Added to the moral dilemma are fears of playing with natural systems. Planting more trees areas where more trees are beneficial can only positively contribute to stabilizing a tilting ecosystem. However, dabbling with technology in geoengineering could throw certain natural systems such as rainfall and weather patterns off-kilter. Such changes could cause effects that can’t be turned off or offset. 

Other Perks of Real Trees

Real trees aren’t beneficial only because they take in CO2 and give out oxygen. In urban settings, they provide welcome shade and drastically reduce temperatures. By doing this, they directly reduce energy consumption, which in turn reduces carbon emissions. They regulate weather and rainfall patterns and are thriving habitats for other species in the ecosystem. The reduction of runoff ensures rainwater replenishes groundwater; it also reduces the chances of pollutants being swept away into water bodies. Economically, trees and tree plantations provide employment and livelihood opportunities for thousands across the globe, especially in developing countries. At this stage, it’s hard for fake trees to swoop in and provide all of these benefits alongside carbon capture and storage. 

The Final Verdict

All of the above arguments culminate in one final question– can fake trees be part of a larger climate change solution?

The answer is both yes and no. We still have to decide whether the cost of such technology is worth the social price, especially in the face of other global crises. Financially, it isn’t viable to install ‘forests’ of these trees because, while technology is becoming more and more affordable, we’re not fully there yet. We also need to evaluate whether investing in technology could act as a ‘get out of jail free’ card for those directly responsible for greenhouse gases.

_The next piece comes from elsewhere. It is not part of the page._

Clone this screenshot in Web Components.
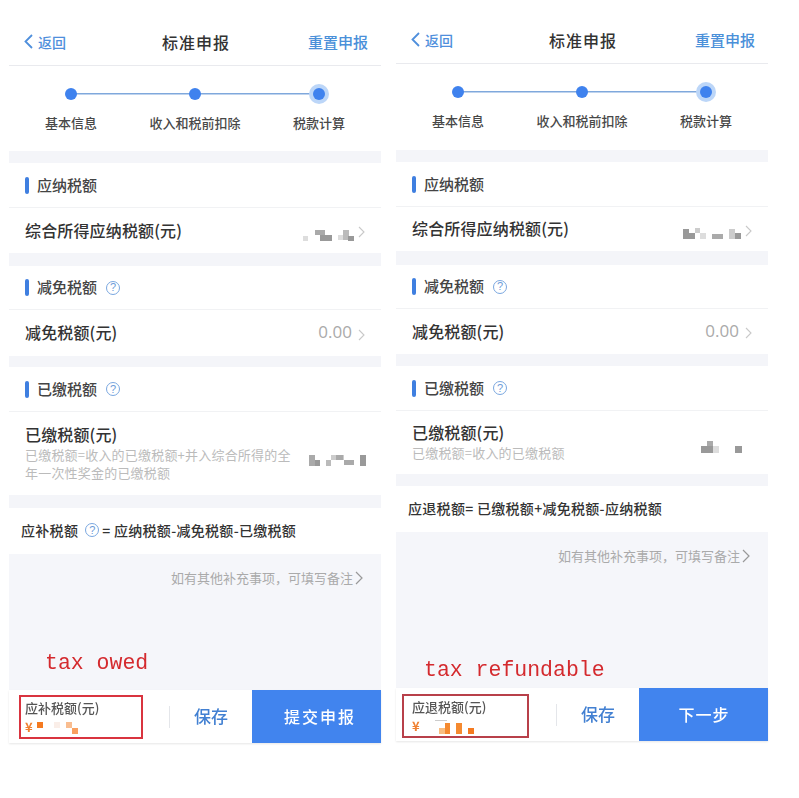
<!DOCTYPE html>
<html lang="zh-CN">
<head>
<meta charset="utf-8">
<title>标准申报</title>
<style>
  html, body { margin: 0; padding: 0; background: #fff; }
  body {
    width: 799px;
    height: 798px;
    overflow: hidden;
    display: flex;
    align-items: flex-start;
    padding-left: 9px;
    box-sizing: border-box;
    gap: 15px;
    font-family: "Noto Sans CJK SC", "Noto Sans", sans-serif;
    color: #333;
  }
  .green-strip { margin-left: 22px; width: 9px; height: 781px; background: #f4fcf2; }
  .note { font-family: "Liberation Mono", monospace; font-size: 21.5px; line-height: 24px; color: #d42a2e; white-space: pre; }
  .amount { color: #f08030; font-size: 13px; font-weight: 700; line-height: 14px; }
</style>
</head>
<body>

<tax-screen style="margin-top:20px">
  <app-nav></app-nav>
  <step-bar style="height:85px"></step-bar>
  <gray-band style="height:12px"></gray-band>
  <tax-section style="height:44px">应纳税额</tax-section>
  <tax-row style="height:46px" label="综合所得应纳税额(元)" chevron>
    <mosaic-blot size="51,11" rects="0,6,5,5,#ddd;12,0,10,5,#aaa;17,5,12,6,#999;35,5,5,5,#ddd;40,0,6,10,#bbb;45,6,6,5,#999" style="margin-top:9px"></mosaic-blot>
  </tax-row>
  <gray-band style="height:13px"></gray-band>
  <tax-section style="height:43px" help>减免税额</tax-section>
  <tax-row style="height:47px" label="减免税额(元)" chevron><span class="zero">0.00</span></tax-row>
  <gray-band style="height:11px"></gray-band>
  <tax-section style="height:44px" help>已缴税额</tax-section>
  <tax-row style="height:84px" label="已缴税额(元)" desc="已缴税额=收入的已缴税额+并入综合所得的全年一次性奖金的已缴税额">
    <mosaic-blot size="57,11" rects="0,0,6,11,#aaa;6,5,5,6,#999;17,5,5,6,#bbb;22,0,13,5,#ccc;27,0,7,5,#aaa;35,5,10,5,#aaa;51,0,6,11,#999" style="margin:13px -1px 0 0"></mosaic-blot>
  </tax-row>
  <gray-band style="height:13px"></gray-band>
  <tax-formula style="height:46px"><span>应补税额</span><help-mark style="margin:0 3px 0 7px"></help-mark><span>= 应纳税额-减免税额-已缴税额</span></tax-formula>
  <remark-area style="height:136px">
    <div class="note" style="margin:0 0 15px 36px">tax owed</div>
  </remark-area>
  <bottom-bar action="提交申报" pad="6" box="124" top="5" tone="#d9343f" spread="2" nudge="7">
    <span slot="label">应补税额(元)</span>
    <span class="amount">¥</span>
    <mosaic-blot size="41,12" rects="0,0,6,6,#f57a20;17,0,6,6,#faeee8;29,0,6,6,#f9bd90;35,6,6,6,#f9a060" style="margin:2px 0 0 4px"></mosaic-blot>
  </bottom-bar>
</tax-screen>

<tax-screen style="margin-top:18px">
  <app-nav></app-nav>
  <step-bar style="height:86px"></step-bar>
  <gray-band style="height:12px"></gray-band>
  <tax-section style="height:44px">应纳税额</tax-section>
  <tax-row style="height:45px" label="综合所得应纳税额(元)" chevron>
    <mosaic-blot size="58,11" rects="0,1,6,10,#999;6,5,6,6,#999;12,0,5,5,#ccc;17,5,6,6,#ddd;29,6,11,5,#aaa;46,1,6,10,#ccc;52,5,6,6,#999" style="margin-top:8px"></mosaic-blot>
  </tax-row>
  <gray-band style="height:14px"></gray-band>
  <tax-section style="height:43px" help>减免税额</tax-section>
  <tax-row style="height:46px" label="减免税额(元)" chevron><span class="zero">0.00</span></tax-row>
  <gray-band style="height:12px"></gray-band>
  <tax-section style="height:44px" help>已缴税额</tax-section>
  <tax-row style="height:64px" label="已缴税额(元)" desc="已缴税额=收入的已缴税额">
    <mosaic-blot size="41,12" rects="6,0,6,5,#aaa;0,5,12,7,#999;12,5,6,7,#ddd;34,5,7,7,#999" style="margin:8px 10px 0 0"></mosaic-blot>
  </tax-row>
  <gray-band style="height:12px"></gray-band>
  <tax-formula style="height:46px"><span>应退税额= 已缴税额+减免税额-应纳税额</span></tax-formula>
  <remark-area style="height:156px">
    <div class="note" style="margin:0 0 6px 28px">tax refundable</div>
  </remark-area>
  <bottom-bar action="下一步" pad="10" box="127" top="6" left="6" tone="#b8404a" spread="1" nudge="1">
    <span slot="label">应退税额(元)</span>
    <span class="amount">¥</span>
    <mosaic-blot size="39,14" rects="12,0,12,1,#ccc;16,8,6,6,#f9bd80;22,3,5,11,#f58a30;33,3,6,11,#f58a30;45,8,6,6,#f57a20" style="margin:1px 0 0 3px;width:60px"></mosaic-blot>
  </bottom-bar>
</tax-screen>

<div class="green-strip"></div>

<script>
class TaxScreen extends HTMLElement {
  constructor () {
    super()
    this.shadow = this.attachShadow({ mode: 'open' })
  }

  connectedCallback () {
    this.shadow.innerHTML = /*html*/`
      <style>
        :host {
          display: flex;
          flex-direction: column;
          flex: none;
          width: 372px;
          background: #fff;
          filter: blur(.5px);
        }
      </style>
      <slot></slot>
    `
  }
}

class AppNav extends HTMLElement {
  constructor () {
    super()
    this.shadow = this.attachShadow({ mode: 'open' })
  }

  connectedCallback () {
    this.shadow.innerHTML = /*html*/`
      <style>
        :host {
          display: grid;
          grid-template-columns: 1fr auto 1fr;
          align-items: center;
          flex: none;
          height: 46px;
          box-sizing: border-box;
          padding: 0 13px 2px 15px;
          border-bottom: 1px solid #e9eaee;
        }
        .back { display: flex; align-items: center; gap: 5px; color: #4f8fdc; font-size: 14px; font-weight: 500; }
        h1 { margin: 0; font-size: 16px; font-weight: 500; letter-spacing: 1px; color: #333; }
        .reset { justify-self: end; color: #4a90d9; font-size: 15px; font-weight: 500; }
        svg { display: block; }
      </style>
      <div class="back">
        <svg width="9" height="15" viewBox="0 0 9 15" fill="none" stroke="#4f8fdc" stroke-width="1.8"><path d="M8 1 1.5 7.5 8 14"/></svg>
        <span>返回</span>
      </div>
      <h1>标准申报</h1>
      <span class="reset">重置申报</span>
    `
  }
}

class StepBar extends HTMLElement {
  constructor () {
    super()
    this.shadow = this.attachShadow({ mode: 'open' })
  }

  connectedCallback () {
    this.shadow.innerHTML = /*html*/`
      <style>
        :host {
          display: block;
          flex: none;
          box-sizing: border-box;
          padding-top: 18px;
        }
        .track, .labels { display: grid; grid-template-columns: repeat(3, 1fr); justify-items: center; align-items: center; }
        .track { height: 20px; background: linear-gradient(#7fa8dc, #7fa8dc) center / 248px 1.5px no-repeat; }
        .dot { width: 12px; height: 12px; border-radius: 50%; background: #3f82ee; }
        .dot.on { box-shadow: 0 0 0 4px #bcd6f8; }
        .labels { margin-top: 10px; font-size: 13px; line-height: 18px; font-weight: 500; color: #484848; }
      </style>
      <div class="track"><i class="dot"></i><i class="dot"></i><i class="dot on"></i></div>
      <div class="labels"><span>基本信息</span><span>收入和税前扣除</span><span>税款计算</span></div>
    `
  }
}

class GrayBand extends HTMLElement {
  constructor () {
    super()
    this.attachShadow({ mode: 'open' }).innerHTML = '<style>:host { display: block; flex: none; background: #f4f5f9; }</style>'
  }
}

class HelpMark extends HTMLElement {
  constructor () {
    super()
    this.attachShadow({ mode: 'open' }).innerHTML = /*html*/`<style>
        :host {
          display: inline-flex;
          align-items: center;
          justify-content: center;
          flex: none;
          width: 14px;
          height: 14px;
          box-sizing: border-box;
          border: 1px solid #7aa7e0;
          border-radius: 50%;
          color: #6d9cd8;
          letter-spacing: 0;
          font: 400 11px/1 "Liberation Sans", sans-serif;
          white-space: normal;
        }
      </style><span>?</span>`
  }
}

class TaxSection extends HTMLElement {
  constructor () {
    super()
    this.shadow = this.attachShadow({ mode: 'open' })
  }

  connectedCallback () {
    this.shadow.innerHTML = /*html*/`
      <style>
        :host {
          display: flex;
          align-items: center;
          flex: none;
          box-sizing: border-box;
          padding-left: 16px;
          font-size: 15px;
          font-weight: 500;
          color: #444;
        }
        .bar { width: 4px; height: 17px; margin-right: 8px; border-radius: 2px; background: #3f7fe0; }
        .title { margin-bottom: 2px; }
        help-mark { margin-left: 9px; }
      </style>
      <i class="bar"></i><span class="title"><slot></slot></span>${this.hasAttribute('help') ? '<help-mark></help-mark>' : ''}
    `
  }
}

class TaxRow extends HTMLElement {
  constructor () {
    super()
    this.shadow = this.attachShadow({ mode: 'open' })
  }

  connectedCallback () {
    const desc = this.getAttribute('desc')
    this.shadow.innerHTML = /*html*/`
      <style>
        :host {
          display: flex;
          align-items: center;
          justify-content: space-between;
          flex: none;
          box-sizing: border-box;
          padding: 0 16px;
          border-top: 1px solid #f1f2f4;
        }
        .text { margin-bottom: 2px; }
        .label { font-size: 16px; line-height: 20px; font-weight: 500; letter-spacing: .15px; color: #333; }
        .desc { width: 266px; margin-top: 2px; overflow: hidden; font-size: 13px; line-height: 18px; letter-spacing: .2px; color: #bbb; }
        .value { display: flex; align-items: center; color: #aaa; font: 400 17px/20px "Open Sans", sans-serif; }
        ::slotted(.zero) { margin: 0 2px 2px 0; }
        svg { display: block; margin: 3px 0 0 4px; }
      </style>
      <div class="text">
        <div class="label">${this.getAttribute('label')}</div>
        ${desc ? `<div class="desc">${desc}</div>` : ''}
      </div>
      <div class="value">
        <slot></slot>
        ${this.hasAttribute('chevron') ? '<svg width="7" height="12" viewBox="0 0 7 12" fill="none" stroke="#c9c9c9" stroke-width="1.1"><path d="M1 1l5 5-5 5"/></svg>' : ''}
      </div>
    `
  }
}

class TaxFormula extends HTMLElement {
  constructor () {
    super()
    this.attachShadow({ mode: 'open' }).innerHTML = /*html*/`
      <style>
        :host {
          display: flex;
          align-items: center;
          flex: none;
          box-sizing: border-box;
          padding: 0 0 2px 12px;
          font-size: 14px;
          font-weight: 500;
          letter-spacing: .3px;
          color: #333;
          white-space: pre;
        }
      </style>
      <slot></slot>
    `
  }
}

class RemarkArea extends HTMLElement {
  constructor () {
    super()
    this.attachShadow({ mode: 'open' }).innerHTML = /*html*/`
      <style>
        :host {
          display: flex;
          flex-direction: column;
          justify-content: space-between;
          flex: none;
          background: #f5f6fa;
        }
        .hint {
          display: flex;
          align-items: center;
          justify-content: flex-end;
          gap: 2px;
          padding: 15px 18px 0 0;
          font-size: 13px;
          line-height: 18px;
          color: #aaa;
        }
        svg { display: block; }
      </style>
      <div class="hint">
        <span>如有其他补充事项，可填写备注</span>
        <svg width="8" height="14" viewBox="0 0 8 14" fill="none" stroke="#999" stroke-width="1.2"><path d="M1 1l6 6-6 6"/></svg>
      </div>
      <slot></slot>
    `
  }
}

class MosaicBlot extends HTMLElement {
  constructor () {
    super()
    this.shadow = this.attachShadow({ mode: 'open' })
  }

  connectedCallback () {
    const [w, h] = this.getAttribute('size').split(',')
    const rects = this.getAttribute('rects').split(';').map(item => {
      const [x, y, rw, rh, fill] = item.split(',')
      return `<rect x="${x}" y="${y}" width="${rw}" height="${rh}" fill="${fill}"/>`
    }).join('')
    this.shadow.innerHTML = /*html*/`
      <style>
        :host { display: block; flex: none; }
        svg { display: block; overflow: visible; filter: blur(.7px); }
      </style>
      <svg width="${w}" height="${h}">${rects}</svg>
    `
  }
}

class BottomBar extends HTMLElement {
  constructor () {
    super()
    this.shadow = this.attachShadow({ mode: 'open' })
  }

  connectedCallback () {
    const attr = name => this.getAttribute(name)
    this.shadow.innerHTML = /*html*/`
      <style>
        :host {
          display: flex;
          flex: none;
          height: 53px;
          background: #fff;
          box-shadow: 0 1px 2px rgba(0, 0, 0, .1);
        }
        .summary { flex: none; width: 160px; box-sizing: border-box; padding: ${attr('top')}px 0 0 ${attr('left') || 10}px; }
        .box {
          width: ${attr('box')}px;
          height: 44px;
          box-sizing: border-box;
          padding: 2px 0 0 ${attr('pad') - 2}px;
          border: 2px solid ${attr('tone')};
        }
        .label { font-size: 13px; line-height: 18px; font-weight: 500; color: #555; }
        .amount { display: flex; align-items: flex-start; margin-top: 3px; }
        .save { flex: 1; display: flex; align-items: center; }
        .save i { width: 1px; height: 22px; background: #e4e6ea; }
        .save span { flex: 1; padding-bottom: 2px; text-align: center; color: #4280d2; font-size: 17px; font-weight: 500; }
        .action {
          flex: none;
          display: flex;
          align-items: center;
          justify-content: center;
          width: 129px;
          box-sizing: border-box;
          padding: 0 0 2px ${attr('nudge')}px;
          background: #4184ee;
          color: #fff;
          font-size: 16px;
          font-weight: 500;
          letter-spacing: ${attr('spread')}px;
        }
      </style>
      <div class="summary">
        <div class="box">
          <div class="label"><slot name="label"></slot></div>
          <div class="amount"><slot></slot></div>
        </div>
      </div>
      <div class="save"><i></i><span>保存</span></div>
      <div class="action">${attr('action')}</div>
    `
  }
}

customElements.define('tax-screen', TaxScreen)
customElements.define('app-nav', AppNav)
customElements.define('step-bar', StepBar)
customElements.define('gray-band', GrayBand)
customElements.define('help-mark', HelpMark)
customElements.define('tax-section', TaxSection)
customElements.define('tax-row', TaxRow)
customElements.define('tax-formula', TaxFormula)
customElements.define('remark-area', RemarkArea)
customElements.define('mosaic-blot', MosaicBlot)
customElements.define('bottom-bar', BottomBar)
</script>
</body>
</html>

Finally, it is essential to keep in mind that trees provide benefits other than carbon sequestration– providing shade, countering pollution, conserving energy, protecting wildlife, and more. As of now, fake trees are far away from checking these boxes as well. It’s quite the gamble.

However, if we were looking at fake trees alongside continuous plantation of real trees in specific areas, then we may find ourselves well underway towards slowing down the climate crisis. Technology is not the end-all, especially in the context of natural ecosystems that thrive on decades-old forests.

EcoMatcher believes that balance is crucial. Technology is an enabler– using it to bolster natural systems without damaging it any further is a balance we need to maintain.